By Rob Shaul
Our APFT Training Plan is one of our most popular and over the years we’ve continued to evolve and improve its design and effectiveness.
The latest iteration is Version 6 of the plan, updated in April 2017.
This is not a general fitness training plan. Rather, it has a laser focus on increasing your performance for the 3 events of the APFT (push ups, sit ups, run), regardless of age, gender or incoming fitness.
(Want to learn about the history of the APFT? CLICK HERE)
The plan deploys the APFT Assessment three times – beginning, middle and end.
The follow-on push up, sit up and running progressions are based on the athlete’s most recent assessment results. In this way the training plan automatically “scales” to your incoming fitness and continues to “scale” and push you as your fitness improves during the plan.
Here is the Weekly Schedule:
- Monday: Weeks 1, 3, 5: AM: APFT; PM: Push-ups, Situps; Weeks 2, 4, 6: Push-ups, Sit-ups, Run
- Tuesday: Run
- Wednesday: Push-Ups, Sit-Ups,
- Thursday: Run
- Friday: Push-Ups, Sit-Ups, Run.
How To Use the Plan
This plan is designed to be completed the 6 weeks directly before the official APFT.
Many US Army members continuously train to the APFT events during their regular PT time. We feel this is the wrong approach.
Training continuously for the APFT means athletes are always doing push ups, sit ups and runs for PT – which can lead to boredom, staleness and overtraining.
Also – the APFT events don’t well represent the real-world fitness demands of a deployed soldier or field training where heavy loads, rucking, relative strength, stamina and chassis integrity (mid section strength and strength endurance) are needed. Training continuously for the APFT means training for these demands is pushed aside, which leads to poor downrange or field exercise physical performance.
Rather, we feel military athletes’ day to day fitness should build and maintain these real world fitness demands. Then, when an APFT is on the horizon, athletes can step away from this base training to focus 6 weeks on specific APFT programming using this plan.

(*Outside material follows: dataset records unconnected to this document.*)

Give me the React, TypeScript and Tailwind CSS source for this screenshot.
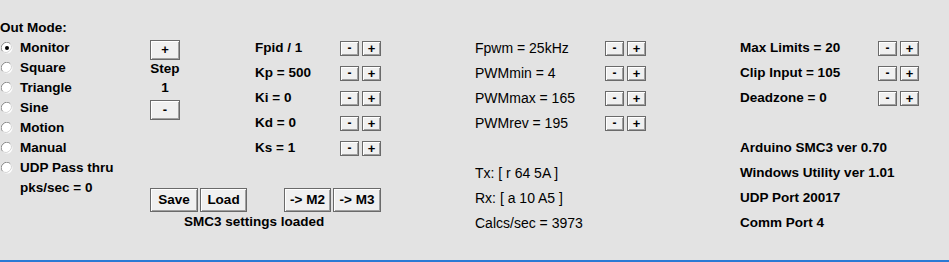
import React from "react";

const FONT = { fontFamily: '"Liberation Sans", Arial, sans-serif' };

function Radio({ checked }: { checked?: boolean }) {
  return (
    <svg width="12" height="12" viewBox="0 0 12 12" className="shrink-0">
      <circle cx="6" cy="6" r="5.5" fill="#ffffff" />
      <path d="M1.5 9.2 A5.5 5.5 0 0 1 9.2 1.5" stroke="#8a8a8a" strokeWidth="1" fill="none" />
      <path d="M9.2 1.5 A5.5 5.5 0 0 1 1.5 9.2" stroke="#d4d4d4" strokeWidth="1" fill="none" />
      {checked && <circle cx="6" cy="6" r="2" fill="#000000" />}
    </svg>
  );
}

function Btn({ children, className }: { children: React.ReactNode; className: string }) {
  return (
    <div
      className={
        "flex items-center justify-center bg-[#f0f0f0] border border-[#6a6a6a] font-bold text-black shadow-[inset_1px_1px_0_#ffffff,inset_-1px_-1px_0_#a0a0a0] " +
        className
      }
    >
      {children}
    </div>
  );
}

function PM() {
  return (
    <div className="flex gap-[3px]">
      <Btn className="w-[19px] h-[15px] text-[12px] leading-none">-</Btn>
      <Btn className="w-[19px] h-[15px] text-[13px] leading-none">+</Btn>
    </div>
  );
}

export default function App() {
  const modes = ["Monitor", "Square", "Triangle", "Sine", "Motion", "Manual", "UDP Pass thru"];
  return (
    <div
      style={FONT}
      className="w-[949px] h-[262px] bg-[#e3e3e3] border-b-2 border-[#2a7ad5] flex text-black text-[13.5px] overflow-hidden"
    >
      {/* Column A */}
      <div className="w-[150px] pt-[18px] font-bold">
        <div className="h-[20px] flex items-center">Out Mode:</div>
        {modes.map((m, i) => (
          <div key={m} className="h-[20px] flex items-center">
            <div className="ml-[1px] mr-[7px] flex">
              <Radio checked={i === 0} />
            </div>
            <span>{m}</span>
          </div>
        ))}
        <div className="h-[20px] flex items-center pl-[20px]">pks/sec = 0</div>
      </div>

      {/* Column B */}
      <div className="w-[231px] pt-[36px] font-bold">
        <div className="flex h-[125px]">
          <div className="w-[30px] mt-[4px] flex flex-col items-center">
            <Btn className="w-[30px] h-[20px] text-[13px]">+</Btn>
            <div className="h-[19px] flex items-center">Step</div>
            <div className="h-[19px] flex items-center">1</div>
            <Btn className="w-[30px] h-[20px] mt-[2px] text-[13px]">-</Btn>
          </div>
          <div className="ml-[75px] flex flex-col">
            {["Fpid / 1", "Kp = 500", "Ki = 0", "Kd = 0", "Ks = 1"].map((t) => (
              <div key={t} className="h-[25px] flex items-center">
                <div className="w-[85px]">{t}</div>
                <div className="-mt-[1px]">
                  <PM />
                </div>
              </div>
            ))}
          </div>
        </div>
        <div className="mt-[27px] flex">
          <Btn className="w-[48px] h-[24px]">Save</Btn>
          <Btn className="w-[47px] h-[24px] ml-[2px]">Load</Btn>
          <Btn className="w-[47px] h-[24px] ml-[37px]">-&gt; M2</Btn>
          <Btn className="w-[48px] h-[24px] ml-[2px]">-&gt; M3</Btn>
        </div>
        <div className="h-[20px] flex items-center ml-[34px]">SMC3 settings loaded</div>
      </div>

      {/* Column C */}
      <div className="pl-[94px] pt-[36px] text-[14px] font-normal">
        {["Fpwm = 25kHz", "PWMmin = 4", "PWMmax = 165", "PWMrev = 195"].map((t) => (
          <div key={t} className="h-[25px] flex items-center">
            <div className="w-[130px]">{t}</div>
            <div className="-mt-[1px]">
              <PM />
            </div>
          </div>
        ))}
        <div className="h-[25px]" />
        <div className="h-[25px] flex items-center">Tx: [ r 64 5A ]</div>
        <div className="h-[25px] flex items-center">Rx: [ a 10 A5 ]</div>
        <div className="h-[25px] flex items-center">Calcs/sec = 3973</div>
      </div>

      {/* Column D */}
      <div className="pl-[94px] pt-[36px] font-bold">
        {["Max Limits = 20", "Clip Input = 105", "Deadzone = 0"].map((t) => (
          <div key={t} className="h-[25px] flex items-center">
            <div className="w-[138px]">{t}</div>
            <div className="-mt-[1px]">
              <PM />
            </div>
          </div>
        ))}
        <div className="h-[25px]" />
        <div className="h-[25px] flex items-center">Arduino SMC3 ver 0.70</div>
        <div className="h-[25px] flex items-center">Windows Utility ver 1.01</div>
        <div className="h-[25px] flex items-center">UDP Port 20017</div>
        <div className="h-[25px] flex items-center">Comm Port 4</div>
      </div>
    </div>
  );
}
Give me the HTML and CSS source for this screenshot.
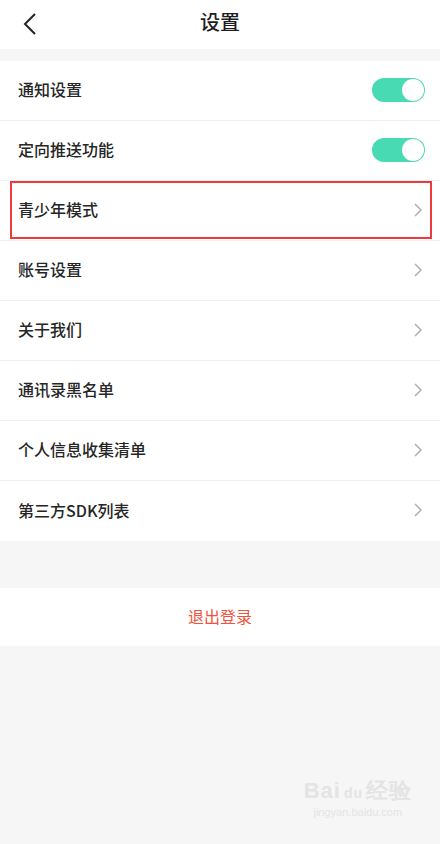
FILE: index.html
```html
<!DOCTYPE html>
<html>
<head>
  <title>设置</title>
  <meta charset="UTF-8">
  <link rel="stylesheet" href="styles.css">
</head>
<body>
  <div class="page">
    <div class="header">
      <svg class="back" width="14" height="24" viewBox="0 0 14 24"><path d="M12 2 L2 12 L12 22" fill="none" stroke="#222" stroke-width="2"/></svg>
      <span class="title">设置</span>
    </div>

    <div class="group">
      <div class="row">
        <span class="label">通知设置</span>
        <span class="toggle"><span class="knob"></span></span>
      </div>
      <div class="row">
        <span class="label">定向推送功能</span>
        <span class="toggle"><span class="knob"></span></span>
      </div>
      <div class="row marked">
        <span class="label">青少年模式</span>
        <svg class="arrow" width="10" height="16" viewBox="0 0 10 16"><path d="M2 2 L8 8 L2 14" fill="none" stroke="#b3b3b3" stroke-width="1.6"/></svg>
      </div>
      <div class="row">
        <span class="label">账号设置</span>
        <svg class="arrow" width="10" height="16" viewBox="0 0 10 16"><path d="M2 2 L8 8 L2 14" fill="none" stroke="#b3b3b3" stroke-width="1.6"/></svg>
      </div>
      <div class="row">
        <span class="label">关于我们</span>
        <svg class="arrow" width="10" height="16" viewBox="0 0 10 16"><path d="M2 2 L8 8 L2 14" fill="none" stroke="#b3b3b3" stroke-width="1.6"/></svg>
      </div>
      <div class="row">
        <span class="label">通讯录黑名单</span>
        <svg class="arrow" width="10" height="16" viewBox="0 0 10 16"><path d="M2 2 L8 8 L2 14" fill="none" stroke="#b3b3b3" stroke-width="1.6"/></svg>
      </div>
      <div class="row">
        <span class="label">个人信息收集清单</span>
        <svg class="arrow" width="10" height="16" viewBox="0 0 10 16"><path d="M2 2 L8 8 L2 14" fill="none" stroke="#b3b3b3" stroke-width="1.6"/></svg>
      </div>
      <div class="row">
        <span class="label">第三方SDK列表</span>
        <svg class="arrow" width="10" height="16" viewBox="0 0 10 16"><path d="M2 2 L8 8 L2 14" fill="none" stroke="#b3b3b3" stroke-width="1.6"/></svg>
      </div>
    </div>

    <div class="logout"><span class="label">退出登录</span></div>

    <div class="watermark">
      <div class="wm-logo">Bai<span class="paw">du</span>经验</div>
      <div class="wm-url">jingyan.baidu.com</div>
    </div>
  </div>
</body>
</html>
```

FILE: styles.css
```css
body {
  margin: 0;
  font-family: "Noto Sans CJK SC", "Noto Sans", sans-serif;
  background-color: #f6f6f6;
  color: #222;
}
.page {
  position: relative;
  width: 440px;
  height: 844px;
  overflow: hidden;
}
.header {
  position: relative;
  height: 49px;
  background-color: #fff;
  display: flex;
  align-items: center;
  justify-content: center;
}
.back {
  position: absolute;
  left: 23px;
  top: 12px;
}
.title {
  font-size: 20px;
  font-weight: 500;
  line-height: 20px;
  padding-bottom: 5px;
  color: #1e1e1e;
}
.group {
  margin-top: 12px;
  background-color: #fff;
}
.row {
  height: 59px;
  display: flex;
  align-items: center;
  justify-content: space-between;
  padding: 0 15px 0 18px;
  font-size: 16px;
  border-bottom: 1px solid #f1f1f1;
}
.row:last-child {
  border-bottom: none;
  height: 60px;
}
.label {
  line-height: 16px;
  padding-bottom: 3px;
  font-weight: 500;
  color: #262626;
}
.marked {
  position: relative;
}
.marked::after {
  content: "";
  position: absolute;
  left: 10px;
  right: 8px;
  top: 0;
  bottom: 1px;
  border: 2px solid #ee3a3a;
}
.toggle {
  position: relative;
  width: 53px;
  height: 24px;
  margin-bottom: 2px;
  border-radius: 12px;
  background-color: #48dbb3;
}
.knob {
  position: absolute;
  right: 1px;
  top: 1px;
  width: 22px;
  height: 22px;
  border-radius: 50%;
  background-color: #fff;
}
.arrow {
  margin-right: 2px;
  margin-bottom: 2px;
}
.logout {
  margin-top: 47px;
  height: 58px;
  background-color: #fff;
  display: flex;
  align-items: center;
  justify-content: center;
  font-size: 16px;
}
.logout .label {
  color: #f0533f;
  font-weight: 400;
}
.watermark {
  position: absolute;
  right: 28px;
  bottom: 26px;
  color: #e4e4e4;
  text-align: center;
  font-family: "Liberation Sans", sans-serif;
}
.wm-logo {
  font-size: 22px;
  font-weight: bold;
  letter-spacing: 1px;
}
.paw {
  font-size: 14px;
  padding: 0 3px;
}
.wm-url {
  font-size: 11px;
}
```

After the APFT – go back to the balanced “base” programming.
• Stopwatch, preferably one that can record lap times and has a timer. (Timex Ironman is best)
• Running area (track or other) with known 800m and 1 mile distances.
Changes to Version 6?
– Simplified the training plan in terms of administration, and deployment. Also reduced the equipment required to a track and stop watch.
– Standardized the weekly programming schedule across the plan
– Decreased the complexity of the running training to focus on 800m, 1 mile intervals and a long easy weekly run on Fridays.